The subject matter that is regarded as the invention is particularly pointed out and distinctly claimed in the claims at the conclusion of the specification. The foregoing and other objects, features, and advantages of the invention are apparent from the following detailed description taken in conjunction with the accompanying drawings in which:
The detailed description explains the preferred embodiments of the invention, together with advantages and features, by way of example with reference to the drawings.
Embodiments of the present invention provide a method and system for knowledge-based ranking of retrieved business documents among enterprises, their partners and customers in a standalone or Web-based application. Knowledge is based on the profiles and preferences of an individual user, explicit metadata and dynamically extracted implicit metadata from business document properties, dynamically built user and document knowledge, and dynamically constructed specific user-document relationship parameters based on relationship rules inputted statically or dynamically altered by a user of an administrator, and static and dynamic ranking rules either build from the retrieved user's information or the user's input. The invention defines and builds specific user-document relationship parameters between an individual user and each retrieved document. User input or default values for these specific relationship parameters and their weighting factors are used in calculating ranking scores of retrieved documents.
Examples of user—document relationship parameters employed by preferred embodiments of the present invention include, but are not limited to the following:
The user module 104 has GUIs that provide a means for inputting the query and to communicate with the application server 106 for the user to customize and store user personal and business related information related to the document on the client side over a network interface such as the Internet. Users are required to input their personal and business related information related to documents at least once. However, the user can update this information as often as they want to. Within the client user module 104, the user first selects the query type 110 such as terms, key words, content search, quotation search or semantic search. Second, the user enters the query terms 112. Third, the system constructs the query 114 based on the user's query type and terms. Fourth, the system retrieves the user's information 118 such as the user reference number from the client cookie. Fifth, the system reconstructs the query 120 with user information and sends the query 122 to the application server 106. Other query parameters can also be entered by the user.

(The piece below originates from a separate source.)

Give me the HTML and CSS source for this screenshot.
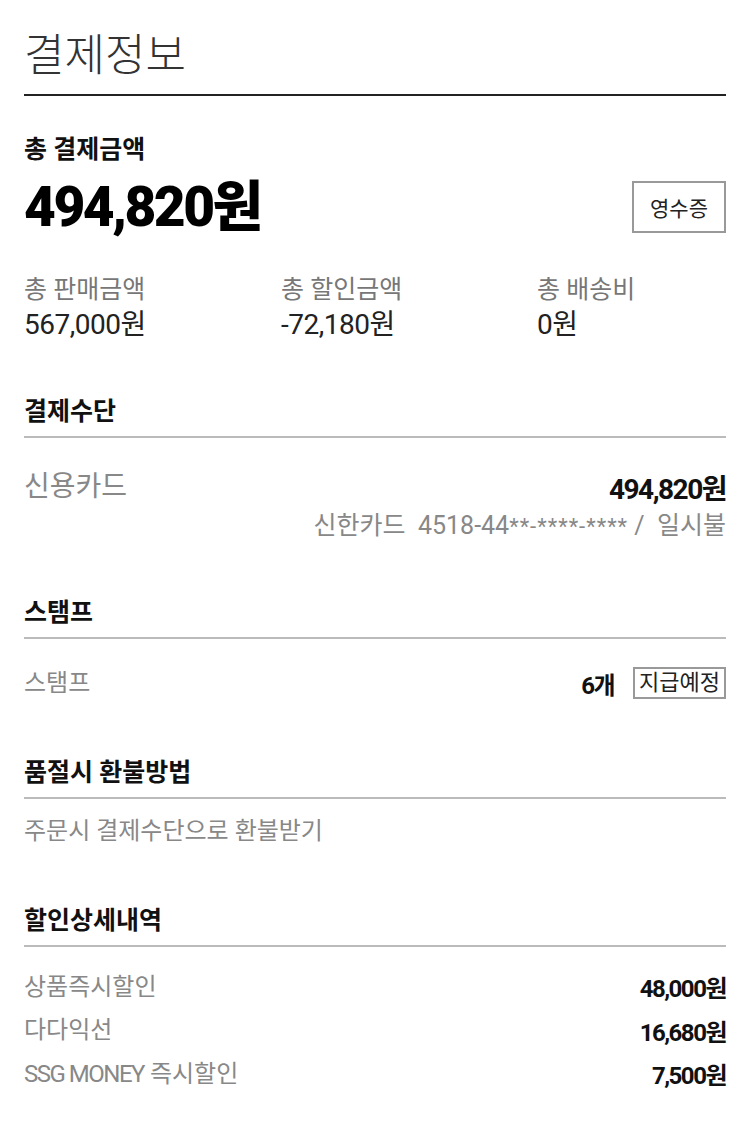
FILE: index.html
```html
<!DOCTYPE html>
<html lang="ko">
<head>
  <meta charset="UTF-8" />
  <meta name="viewport" content="width=device-width, initial-scale=1.0" />
  <title>결제정보</title>
  <link rel="stylesheet" href="styles.css">
</head>
<body>
  <main class="payment">
    <!-- 제목 -->
    <h1 class="page-title">결제정보</h1>

    <!-- 총 결제금액 -->
    <div class="total">
      <h3 class="total-label">총 결제금액</h3>
      <div class="total-row">
        <strong class="total-price">494,820원</strong>
        <button class="btn-receipt">영수증</button>
      </div>
      <div class="summary">
        <div class="summary-item">
          <span class="summary-label">총 판매금액</span>
          <span class="summary-value">567,000원</span>
        </div>
        <div class="summary-item">
          <span class="summary-label">총 할인금액</span>
          <span class="summary-value">-72,180원</span>
        </div>
        <div class="summary-item">
          <span class="summary-label">총 배송비</span>
          <span class="summary-value">0원</span>
        </div>
      </div>
    </div>

    <!-- 결제수단 -->
    <section class="section">
      <h3 class="section-title">결제수단</h3>
      <div class="section-body body-pay">
        <div class="row row-large">
          <span class="row-label">신용카드</span>
          <span class="row-value">494,820원</span>
        </div>
        <p class="card-info">신한카드&nbsp; 4518-44<span class="mask">**-****-****</span> /&nbsp; 일시불</p>
      </div>
    </section>

    <!-- 스탬프 -->
    <section class="section section-stamp">
      <h3 class="section-title">스탬프</h3>
      <div class="section-body body-stamp">
        <div class="row">
          <span class="row-label">스탬프</span>
          <span class="row-value">6개 <span class="tag">지급예정</span></span>
        </div>
      </div>
    </section>

    <!-- 품절시 환불방법 -->
    <section class="section">
      <h3 class="section-title">품절시 환불방법</h3>
      <div class="section-body body-refund">
        <p class="row-label">주문시 결제수단으로 환불받기</p>
      </div>
    </section>

    <!-- 할인상세내역 -->
    <section class="section">
      <h3 class="section-title">할인상세내역</h3>
      <div class="section-body body-discount">
        <div class="row">
          <span class="row-label">상품즉시할인</span>
          <span class="row-value">48,000원</span>
        </div>
        <div class="row">
          <span class="row-label">다다익선</span>
          <span class="row-value">16,680원</span>
        </div>
        <div class="row">
          <span class="row-label"><span class="latin">SSG MONEY</span> 즉시할인</span>
          <span class="row-value">7,500원</span>
        </div>
      </div>
    </section>
  </main>
</body>
</html>
```

FILE: styles.css
```css
* {
  margin: 0;
  padding: 0;
  box-sizing: border-box;
  font-family: Roboto, "Noto Sans CJK KR", sans-serif;
}
body {
  background-color: #fff;
  color: #222;
}
.payment {
  padding: 30px 24px 40px;
}
.page-title {
  font-size: 44px;
  font-weight: 300;
  color: #333;
  line-height: 52px;
  padding-bottom: 12px;
  border-bottom: 2px solid #222;
}
.total {
  padding-top: 39px;
}
.total-label {
  font-size: 25px;
  font-weight: 700;
  line-height: 30px;
  color: #111;
}
.total-row {
  display: flex;
  justify-content: space-between;
  align-items: center;
  margin-top: 14px;
}
.total-price {
  font-size: 55px;
  font-weight: 900;
  letter-spacing: -2.5px;
  color: #000;
  line-height: 56px;
}
.btn-receipt {
  width: 94px;
  height: 52px;
  border: 2px solid #999;
  background: #fff;
  font-size: 21px;
  color: #222;
}
.summary {
  display: grid;
  grid-template-columns: 257px 256px 1fr;
  margin-top: 40px;
}
.summary-item {
  display: flex;
  flex-direction: column;
  gap: 3px;
}
.summary-label {
  font-size: 25px;
  color: #777;
  line-height: 30px;
}
.summary-value {
  font-size: 28px;
  letter-spacing: -0.5px;
  color: #222;
  line-height: 34px;
}
.section {
  padding-top: 55px;
}
.section-stamp {
  padding-top: 53px;
}
.section-title {
  font-size: 25px;
  font-weight: 700;
  line-height: 30px;
  color: #111;
  padding-bottom: 9px;
  border-bottom: 2px solid #bbb;
}
.body-pay { padding-top: 23px; }
.body-stamp { padding-top: 24px; }
.body-refund { padding-top: 12px; }
.body-discount { padding-top: 18px; }
.row {
  display: flex;
  justify-content: space-between;
  align-items: center;
  height: 40px;
}
.body-discount .row {
  height: 43.5px;
}
.row-large {
  height: 52px;
}
.row-label {
  font-size: 24px;
  color: #888;
  line-height: 40px;
}
.row-large .row-label {
  font-size: 28px;
}
.latin {
  letter-spacing: -1.5px;
}
.row-value {
  font-size: 24px;
  font-weight: 700;
  letter-spacing: -1.5px;
  color: #111;
  display: flex;
  align-items: center;
  gap: 19px;
}
.row-large .row-value {
  font-size: 28px;
}
.tag {
  font-size: 22px;
  font-weight: 400;
  letter-spacing: 0;
  border: 2px solid #999;
  line-height: 28px;
  padding: 0 4px;
  color: #222;
}
.card-info {
  text-align: right;
  font-size: 25px;
  color: #888;
  line-height: 36px;
  margin-top: -5px;
}
.mask {
  font-size: 22px;
  letter-spacing: 1px;
}
```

The search module 138 within the application server 106 first receives the query with user information from the user module. Second, it parses 136 and executes the query 134. Third, it retrieves query documents with relevant scores 132 from any generic search engines (not shown). Fourth, the system retrieves explicit metadata from document properties 130. Fifth, it also retrieves implicit metadata from any generic parser and extraction tools, such as a PDF parser and extraction tool to parse and extract implicit metadata. Sixth, the system 100 retrieves the document information form the system document database 128, such as the owner, department, status and access control of the document. Seventh, the system parses the user information sent from the user module 140. Eighth, the system retrieves user information 142 such as which department the user belongs to, the access level of the user. Ninth, the system builds the knowledge of the relations between the document and the user 146, such as comparing their departments, the relationship of the document owner and the user, the user's access level matched with which document access level 144. Tenth, the system 100 filtering all those documents that the user can see or access to according to the knowledge obtained from the user-document relationship. A partial score can be calculated 148 according to access control levels.
The numeric expression of access level of the user to the document is as follows:
score(a)=wa×(1−(ad−au)/an) equation (1)
If the user's access level does not belong to any of the document access levels, score(a)=0.
Eleventh, the system 100 calculates the partial score 148 based on the relationship between the departments the user belongs to and the document as follows:
score(d)=wd×(1−(dd−du)/dn×(gd−gu)/gn) equation (2)
Twelfth, the system 100 calculates the partial score 148 based on the user's ownership level of the document as follows:
score(e)=we×(eu/en) equation (3)
Thirteenth, the system 100 calculates the partial score based on the document's status level as follows:
score(s)=ws×(sd/sn) equation (4)
Finally, the final relevant score for ranking retrieved documents is given by total score 124 in equation (5) as follows,
total score=score(a)+score(d)+score(e)+score(s) equation (5)
Similarly, a partial score contributed from other relationships between user and document can be calculated in the same way as either equations (1) or (2). A partial score from other explicit and implicit user parameters can be accounted for in the same way as equation (3). A partial score based on explicit and implicit document parameters can be derived from similar equation to equation (4).
The algorithm of the Ranking Module relies on building specific user-document relationship parameters 216 based on user information 210, document information 212, and default or user dynamically defined user-document parameters (208, 222). The equation to calculate an individual score 218 of each specific user-document relationship parameter is as follows:
p(i)=1.0−{[u(i)−d(i)]/n(i)} and normalized to 1;
where u(i) and d(i) are the relative rank of a particular parameter i, such as the department rank for the user and document respectively. n(i) is the highest possible rank. For an example, the user department rank is 80 while the document department rank is 60. Then their difference is 20 and the normalized score p(i) is 0.8.
The ranking score 220 is calculated by adding up scores of all user-document relationship parameters with their weighting factors using:
total score=sum i[w(i)×p(i)]/sum i[w(i)] and normalized to 1;
where w(i) is the weighting factor for parameter i. The stun i is the summation of all the scores over i.
The flow diagrams depicted herein are just examples. There may be many variations to these diagrams or the steps (or operations) described therein without departing from the spirit of the invention. For instance, the steps may be performed in a differing order, or steps may be added, deleted or modified. All of these variations are considered a part of the claimed invention.
While the preferred embodiment to the invention has been described, it will be understood that those skilled in the art, both now and in the future, may make various improvements and enhancements which fall within the scope of the claims which follow. These claims should be construed to maintain the proper protection for the invention first described.